BEGIN Given information
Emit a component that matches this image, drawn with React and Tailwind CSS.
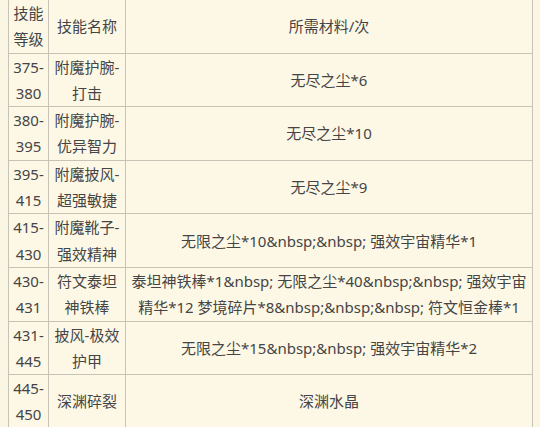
import React from 'react';

const rows = [
  { lv: ['375-', '380'], name: ['附魔护腕-', '打击'], mat: ['无尽之尘*6'] },
  { lv: ['380-', '395'], name: ['附魔护腕-', '优异智力'], mat: ['无尽之尘*10'] },
  { lv: ['395-', '415'], name: ['附魔披风-', '超强敏捷'], mat: ['无尽之尘*9'] },
  { lv: ['415-', '430'], name: ['附魔靴子-', '强效精神'], mat: ['无限之尘*10&nbsp;&nbsp; 强效宇宙精华*1'] },
  {
    lv: ['430-', '431'],
    name: ['符文泰坦', '神铁棒'],
    mat: ['泰坦神铁棒*1&nbsp; 无限之尘*40&nbsp;&nbsp; 强效宇宙', '精华*12 梦境碎片*8&nbsp;&nbsp;&nbsp; 符文恒金棒*1'],
  },
  { lv: ['431-', '445'], name: ['披风-极效', '护甲'], mat: ['无限之尘*15&nbsp;&nbsp; 强效宇宙精华*2'] },
  { lv: ['445-', '450'], name: ['深渊碎裂'], mat: ['深渊水晶'] },
];

function Lines({ items }) {
  return items.map((t, i) => (
    <React.Fragment key={i}>
      {i > 0 && <br />}
      {t}
    </React.Fragment>
  ));
}

export default function App() {
  return (
    <div
      className="w-[540px] h-[427px] overflow-hidden bg-[#fbf6e3] text-[#454545] text-[15px]"
      style={{ fontFamily: '"Noto Sans", "Noto Sans CJK SC", sans-serif' }}
    >
      <div className="ml-[8px] w-[525px] -mt-[1px]">
        <table className="w-full table-fixed border-collapse bg-[#fdf8e6] leading-[26.3px]">
          <colgroup>
            <col className="w-[40px]" />
            <col className="w-[77px]" />
            <col />
          </colgroup>
          <thead>
            <tr>
              <th className="border border-[#c7c3b6] font-normal text-center p-0">
                技能<br />等级
              </th>
              <th className="border border-[#c7c3b6] font-normal text-center p-0">技能名称</th>
              <th className="border border-[#c7c3b6] font-normal text-center p-0">所需材料/次</th>
            </tr>
          </thead>
          <tbody>
            {rows.map((r, i) => (
              <tr key={i}>
                <td className="border border-[#c7c3b6] text-center p-0 whitespace-nowrap">
                  <Lines items={r.lv} />
                </td>
                <td className="border border-[#c7c3b6] text-center p-0 whitespace-nowrap">
                  <Lines items={r.name} />
                </td>
                <td className="border border-[#c7c3b6] text-center p-0 whitespace-nowrap">
                  <Lines items={r.mat} />
                </td>
              </tr>
            ))}
          </tbody>
        </table>
        <div className="h-[4px] bg-[#a19e97]" />
      </div>
    </div>
  );
}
END Given information
_Written request_
Reproduce each line word for word and drop the pictures.

_Exercise response_
Emit a component that matches this image, drawn with React and Tailwind CSS.
import React from 'react';

const rows = [
  { lv: ['375-', '380'], name: ['附魔护腕-', '打击'], mat: ['无尽之尘*6'] },
  { lv: ['380-', '395'], name: ['附魔护腕-', '优异智力'], mat: ['无尽之尘*10'] },
  { lv: ['395-', '415'], name: ['附魔披风-', '超强敏捷'], mat: ['无尽之尘*9'] },
  { lv: ['415-', '430'], name: ['附魔靴子-', '强效精神'], mat: ['无限之尘*10&nbsp;&nbsp; 强效宇宙精华*1'] },
  {
    lv: ['430-', '431'],
    name: ['符文泰坦', '神铁棒'],
    mat: ['泰坦神铁棒*1&nbsp; 无限之尘*40&nbsp;&nbsp; 强效宇宙', '精华*12 梦境碎片*8&nbsp;&nbsp;&nbsp; 符文恒金棒*1'],
  },
  { lv: ['431-', '445'], name: ['披风-极效', '护甲'], mat: ['无限之尘*15&nbsp;&nbsp; 强效宇宙精华*2'] },
  { lv: ['445-', '450'], name: ['深渊碎裂'], mat: ['深渊水晶'] },
];

function Lines({ items }) {
  return items.map((t, i) => (
    <React.Fragment key={i}>
      {i > 0 && <br />}
      {t}
    </React.Fragment>
  ));
}

export default function App() {
  return (
    <div
      className="w-[540px] h-[427px] overflow-hidden bg-[#fbf6e3] text-[#454545] text-[15px]"
      style={{ fontFamily: '"Noto Sans", "Noto Sans CJK SC", sans-serif' }}
    >
      <div className="ml-[8px] w-[525px] -mt-[1px]">
        <table className="w-full table-fixed border-collapse bg-[#fdf8e6] leading-[26.3px]">
          <colgroup>
            <col className="w-[40px]" />
            <col className="w-[77px]" />
            <col />
          </colgroup>
          <thead>
            <tr>
              <th className="border border-[#c7c3b6] font-normal text-center p-0">
                技能<br />等级
              </th>
              <th className="border border-[#c7c3b6] font-normal text-center p-0">技能名称</th>
              <th className="border border-[#c7c3b6] font-normal text-center p-0">所需材料/次</th>
            </tr>
          </thead>
          <tbody>
            {rows.map((r, i) => (
              <tr key={i}>
                <td className="border border-[#c7c3b6] text-center p-0 whitespace-nowrap">
                  <Lines items={r.lv} />
                </td>
                <td className="border border-[#c7c3b6] text-center p-0 whitespace-nowrap">
                  <Lines items={r.name} />
                </td>
                <td className="border border-[#c7c3b6] text-center p-0 whitespace-nowrap">
                  <Lines items={r.mat} />
                </td>
              </tr>
            ))}
          </tbody>
        </table>
        <div className="h-[4px] bg-[#a19e97]" />
      </div>
    </div>
  );
}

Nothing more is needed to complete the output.